■ Raw data ■

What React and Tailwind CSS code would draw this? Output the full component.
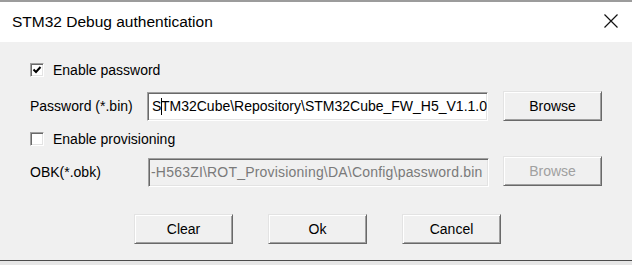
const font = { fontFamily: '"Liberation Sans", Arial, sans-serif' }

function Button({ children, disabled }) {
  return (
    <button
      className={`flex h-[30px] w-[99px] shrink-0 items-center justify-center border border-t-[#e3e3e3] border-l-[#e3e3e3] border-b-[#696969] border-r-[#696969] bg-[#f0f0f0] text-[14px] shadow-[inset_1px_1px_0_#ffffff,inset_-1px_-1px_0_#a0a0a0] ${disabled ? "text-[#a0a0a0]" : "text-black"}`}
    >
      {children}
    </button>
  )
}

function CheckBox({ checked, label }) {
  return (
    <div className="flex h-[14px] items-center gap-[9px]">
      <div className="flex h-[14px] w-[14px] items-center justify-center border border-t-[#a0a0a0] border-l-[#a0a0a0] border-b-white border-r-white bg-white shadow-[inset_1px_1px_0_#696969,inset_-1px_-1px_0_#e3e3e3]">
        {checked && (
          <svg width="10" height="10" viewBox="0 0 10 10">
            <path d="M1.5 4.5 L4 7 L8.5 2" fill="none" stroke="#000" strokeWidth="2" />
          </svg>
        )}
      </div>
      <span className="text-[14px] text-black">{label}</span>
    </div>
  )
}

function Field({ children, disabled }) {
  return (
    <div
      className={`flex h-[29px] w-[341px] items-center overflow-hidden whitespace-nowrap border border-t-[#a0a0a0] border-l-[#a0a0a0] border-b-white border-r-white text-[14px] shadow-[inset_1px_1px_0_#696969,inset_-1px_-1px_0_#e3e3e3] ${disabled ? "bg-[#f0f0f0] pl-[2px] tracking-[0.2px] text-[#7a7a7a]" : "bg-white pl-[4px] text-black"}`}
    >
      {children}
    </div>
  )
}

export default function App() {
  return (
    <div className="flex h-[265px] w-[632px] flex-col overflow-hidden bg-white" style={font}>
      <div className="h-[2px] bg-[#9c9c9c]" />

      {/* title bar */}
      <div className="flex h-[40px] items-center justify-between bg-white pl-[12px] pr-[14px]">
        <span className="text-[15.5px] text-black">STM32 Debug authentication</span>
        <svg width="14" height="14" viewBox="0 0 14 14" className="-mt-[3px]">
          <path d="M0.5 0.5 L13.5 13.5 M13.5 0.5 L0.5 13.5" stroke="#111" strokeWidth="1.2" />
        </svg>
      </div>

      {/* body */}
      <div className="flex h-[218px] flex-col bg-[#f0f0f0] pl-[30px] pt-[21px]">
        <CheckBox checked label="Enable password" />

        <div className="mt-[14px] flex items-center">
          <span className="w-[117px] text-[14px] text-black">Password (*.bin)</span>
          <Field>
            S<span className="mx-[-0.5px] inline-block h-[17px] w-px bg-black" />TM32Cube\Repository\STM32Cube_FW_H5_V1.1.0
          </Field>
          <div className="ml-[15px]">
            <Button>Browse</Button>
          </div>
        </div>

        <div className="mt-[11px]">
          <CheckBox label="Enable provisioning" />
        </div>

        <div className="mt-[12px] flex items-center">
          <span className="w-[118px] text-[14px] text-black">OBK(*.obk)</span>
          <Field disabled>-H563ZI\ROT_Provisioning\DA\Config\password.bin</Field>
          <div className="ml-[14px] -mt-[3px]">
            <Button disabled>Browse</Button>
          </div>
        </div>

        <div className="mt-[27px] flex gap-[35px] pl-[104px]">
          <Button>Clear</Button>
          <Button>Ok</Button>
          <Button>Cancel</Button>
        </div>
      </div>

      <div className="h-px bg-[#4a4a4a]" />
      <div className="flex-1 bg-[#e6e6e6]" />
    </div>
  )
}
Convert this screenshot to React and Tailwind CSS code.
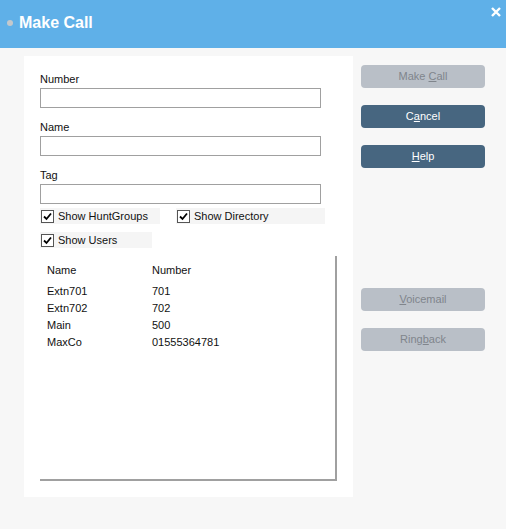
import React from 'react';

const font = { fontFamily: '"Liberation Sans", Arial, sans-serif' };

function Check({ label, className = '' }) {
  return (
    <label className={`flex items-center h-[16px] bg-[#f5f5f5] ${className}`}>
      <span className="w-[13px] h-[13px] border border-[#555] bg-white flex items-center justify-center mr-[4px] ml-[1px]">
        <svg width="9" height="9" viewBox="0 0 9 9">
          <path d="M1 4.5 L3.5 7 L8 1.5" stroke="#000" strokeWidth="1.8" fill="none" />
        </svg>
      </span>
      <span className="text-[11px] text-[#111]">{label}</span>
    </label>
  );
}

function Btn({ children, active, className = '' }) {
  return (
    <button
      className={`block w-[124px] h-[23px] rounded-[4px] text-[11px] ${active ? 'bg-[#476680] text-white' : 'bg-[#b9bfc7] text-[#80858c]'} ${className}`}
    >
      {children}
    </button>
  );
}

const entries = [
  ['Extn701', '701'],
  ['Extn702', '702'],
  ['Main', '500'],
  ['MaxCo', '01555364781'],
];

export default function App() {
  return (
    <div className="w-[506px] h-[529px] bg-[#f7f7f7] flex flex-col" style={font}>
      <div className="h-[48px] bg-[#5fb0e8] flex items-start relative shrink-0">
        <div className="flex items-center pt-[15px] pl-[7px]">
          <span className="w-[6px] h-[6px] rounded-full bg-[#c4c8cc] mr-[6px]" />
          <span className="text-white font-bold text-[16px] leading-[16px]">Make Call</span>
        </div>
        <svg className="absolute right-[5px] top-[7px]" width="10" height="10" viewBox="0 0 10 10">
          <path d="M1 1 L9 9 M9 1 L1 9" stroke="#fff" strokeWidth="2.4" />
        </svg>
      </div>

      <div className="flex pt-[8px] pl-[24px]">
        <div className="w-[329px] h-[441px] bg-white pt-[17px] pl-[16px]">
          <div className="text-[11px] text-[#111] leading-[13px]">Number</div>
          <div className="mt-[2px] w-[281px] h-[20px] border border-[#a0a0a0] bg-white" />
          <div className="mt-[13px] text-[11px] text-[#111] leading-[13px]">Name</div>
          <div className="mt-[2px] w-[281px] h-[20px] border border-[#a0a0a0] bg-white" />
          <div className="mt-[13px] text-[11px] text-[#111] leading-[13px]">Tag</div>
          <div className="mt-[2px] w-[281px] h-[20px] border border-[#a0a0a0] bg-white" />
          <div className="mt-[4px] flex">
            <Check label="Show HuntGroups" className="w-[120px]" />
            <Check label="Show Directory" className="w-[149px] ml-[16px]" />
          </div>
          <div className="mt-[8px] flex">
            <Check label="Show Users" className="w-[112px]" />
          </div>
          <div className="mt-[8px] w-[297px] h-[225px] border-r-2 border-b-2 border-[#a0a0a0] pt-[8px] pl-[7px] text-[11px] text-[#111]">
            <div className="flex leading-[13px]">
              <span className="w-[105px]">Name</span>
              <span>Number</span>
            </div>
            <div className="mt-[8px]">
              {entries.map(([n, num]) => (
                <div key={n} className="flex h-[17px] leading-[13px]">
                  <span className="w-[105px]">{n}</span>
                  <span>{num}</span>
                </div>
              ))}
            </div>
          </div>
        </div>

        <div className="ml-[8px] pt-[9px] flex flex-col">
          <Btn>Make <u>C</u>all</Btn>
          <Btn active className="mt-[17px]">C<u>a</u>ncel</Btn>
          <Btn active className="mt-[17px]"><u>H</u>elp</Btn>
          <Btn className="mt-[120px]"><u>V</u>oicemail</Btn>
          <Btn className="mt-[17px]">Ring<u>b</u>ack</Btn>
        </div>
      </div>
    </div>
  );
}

■ Directions ■
Omit every picture, then repeat the remaining data exactly as it appears above.

■ Reply to the task ■
What React and Tailwind CSS code would draw this? Output the full component.
const font = { fontFamily: '"Liberation Sans", Arial, sans-serif' }

function Button({ children, disabled }) {
  return (
    <button
      className={`flex h-[30px] w-[99px] shrink-0 items-center justify-center border border-t-[#e3e3e3] border-l-[#e3e3e3] border-b-[#696969] border-r-[#696969] bg-[#f0f0f0] text-[14px] shadow-[inset_1px_1px_0_#ffffff,inset_-1px_-1px_0_#a0a0a0] ${disabled ? "text-[#a0a0a0]" : "text-black"}`}
    >
      {children}
    </button>
  )
}

function CheckBox({ checked, label }) {
  return (
    <div className="flex h-[14px] items-center gap-[9px]">
      <div className="flex h-[14px] w-[14px] items-center justify-center border border-t-[#a0a0a0] border-l-[#a0a0a0] border-b-white border-r-white bg-white shadow-[inset_1px_1px_0_#696969,inset_-1px_-1px_0_#e3e3e3]">
        {checked && (
          <svg width="10" height="10" viewBox="0 0 10 10">
            <path d="M1.5 4.5 L4 7 L8.5 2" fill="none" stroke="#000" strokeWidth="2" />
          </svg>
        )}
      </div>
      <span className="text-[14px] text-black">{label}</span>
    </div>
  )
}

function Field({ children, disabled }) {
  return (
    <div
      className={`flex h-[29px] w-[341px] items-center overflow-hidden whitespace-nowrap border border-t-[#a0a0a0] border-l-[#a0a0a0] border-b-white border-r-white text-[14px] shadow-[inset_1px_1px_0_#696969,inset_-1px_-1px_0_#e3e3e3] ${disabled ? "bg-[#f0f0f0] pl-[2px] tracking-[0.2px] text-[#7a7a7a]" : "bg-white pl-[4px] text-black"}`}
    >
      {children}
    </div>
  )
}

export default function App() {
  return (
    <div className="flex h-[265px] w-[632px] flex-col overflow-hidden bg-white" style={font}>
      <div className="h-[2px] bg-[#9c9c9c]" />

      {/* title bar */}
      <div className="flex h-[40px] items-center justify-between bg-white pl-[12px] pr-[14px]">
        <span className="text-[15.5px] text-black">STM32 Debug authentication</span>
        <svg width="14" height="14" viewBox="0 0 14 14" className="-mt-[3px]">
          <path d="M0.5 0.5 L13.5 13.5 M13.5 0.5 L0.5 13.5" stroke="#111" strokeWidth="1.2" />
        </svg>
      </div>

      {/* body */}
      <div className="flex h-[218px] flex-col bg-[#f0f0f0] pl-[30px] pt-[21px]">
        <CheckBox checked label="Enable password" />

        <div className="mt-[14px] flex items-center">
          <span className="w-[117px] text-[14px] text-black">Password (*.bin)</span>
          <Field>
            S<span className="mx-[-0.5px] inline-block h-[17px] w-px bg-black" />TM32Cube\Repository\STM32Cube_FW_H5_V1.1.0
          </Field>
          <div className="ml-[15px]">
            <Button>Browse</Button>
          </div>
        </div>

        <div className="mt-[11px]">
          <CheckBox label="Enable provisioning" />
        </div>

        <div className="mt-[12px] flex items-center">
          <span className="w-[118px] text-[14px] text-black">OBK(*.obk)</span>
          <Field disabled>-H563ZI\ROT_Provisioning\DA\Config\password.bin</Field>
          <div className="ml-[14px] -mt-[3px]">
            <Button disabled>Browse</Button>
          </div>
        </div>

        <div className="mt-[27px] flex gap-[35px] pl-[104px]">
          <Button>Clear</Button>
          <Button>Ok</Button>
          <Button>Cancel</Button>
        </div>
      </div>

      <div className="h-px bg-[#4a4a4a]" />
      <div className="flex-1 bg-[#e6e6e6]" />
    </div>
  )
}
Convert this screenshot to React and Tailwind CSS code.
import React from 'react';

const font = { fontFamily: '"Liberation Sans", Arial, sans-serif' };

function Check({ label, className = '' }) {
  return (
    <label className={`flex items-center h-[16px] bg-[#f5f5f5] ${className}`}>
      <span className="w-[13px] h-[13px] border border-[#555] bg-white flex items-center justify-center mr-[4px] ml-[1px]">
        <svg width="9" height="9" viewBox="0 0 9 9">
          <path d="M1 4.5 L3.5 7 L8 1.5" stroke="#000" strokeWidth="1.8" fill="none" />
        </svg>
      </span>
      <span className="text-[11px] text-[#111]">{label}</span>
    </label>
  );
}

function Btn({ children, active, className = '' }) {
  return (
    <button
      className={`block w-[124px] h-[23px] rounded-[4px] text-[11px] ${active ? 'bg-[#476680] text-white' : 'bg-[#b9bfc7] text-[#80858c]'} ${className}`}
    >
      {children}
    </button>
  );
}

const entries = [
  ['Extn701', '701'],
  ['Extn702', '702'],
  ['Main', '500'],
  ['MaxCo', '01555364781'],
];

export default function App() {
  return (
    <div className="w-[506px] h-[529px] bg-[#f7f7f7] flex flex-col" style={font}>
      <div className="h-[48px] bg-[#5fb0e8] flex items-start relative shrink-0">
        <div className="flex items-center pt-[15px] pl-[7px]">
          <span className="w-[6px] h-[6px] rounded-full bg-[#c4c8cc] mr-[6px]" />
          <span className="text-white font-bold text-[16px] leading-[16px]">Make Call</span>
        </div>
        <svg className="absolute right-[5px] top-[7px]" width="10" height="10" viewBox="0 0 10 10">
          <path d="M1 1 L9 9 M9 1 L1 9" stroke="#fff" strokeWidth="2.4" />
        </svg>
      </div>

      <div className="flex pt-[8px] pl-[24px]">
        <div className="w-[329px] h-[441px] bg-white pt-[17px] pl-[16px]">
          <div className="text-[11px] text-[#111] leading-[13px]">Number</div>
          <div className="mt-[2px] w-[281px] h-[20px] border border-[#a0a0a0] bg-white" />
          <div className="mt-[13px] text-[11px] text-[#111] leading-[13px]">Name</div>
          <div className="mt-[2px] w-[281px] h-[20px] border border-[#a0a0a0] bg-white" />
          <div className="mt-[13px] text-[11px] text-[#111] leading-[13px]">Tag</div>
          <div className="mt-[2px] w-[281px] h-[20px] border border-[#a0a0a0] bg-white" />
          <div className="mt-[4px] flex">
            <Check label="Show HuntGroups" className="w-[120px]" />
            <Check label="Show Directory" className="w-[149px] ml-[16px]" />
          </div>
          <div className="mt-[8px] flex">
            <Check label="Show Users" className="w-[112px]" />
          </div>
          <div className="mt-[8px] w-[297px] h-[225px] border-r-2 border-b-2 border-[#a0a0a0] pt-[8px] pl-[7px] text-[11px] text-[#111]">
            <div className="flex leading-[13px]">
              <span className="w-[105px]">Name</span>
              <span>Number</span>
            </div>
            <div className="mt-[8px]">
              {entries.map(([n, num]) => (
                <div key={n} className="flex h-[17px] leading-[13px]">
                  <span className="w-[105px]">{n}</span>
                  <span>{num}</span>
                </div>
              ))}
            </div>
          </div>
        </div>

        <div className="ml-[8px] pt-[9px] flex flex-col">
          <Btn>Make <u>C</u>all</Btn>
          <Btn active className="mt-[17px]">C<u>a</u>ncel</Btn>
          <Btn active className="mt-[17px]"><u>H</u>elp</Btn>
          <Btn className="mt-[120px]"><u>V</u>oicemail</Btn>
          <Btn className="mt-[17px]">Ring<u>b</u>ack</Btn>
        </div>
      </div>
    </div>
  );
}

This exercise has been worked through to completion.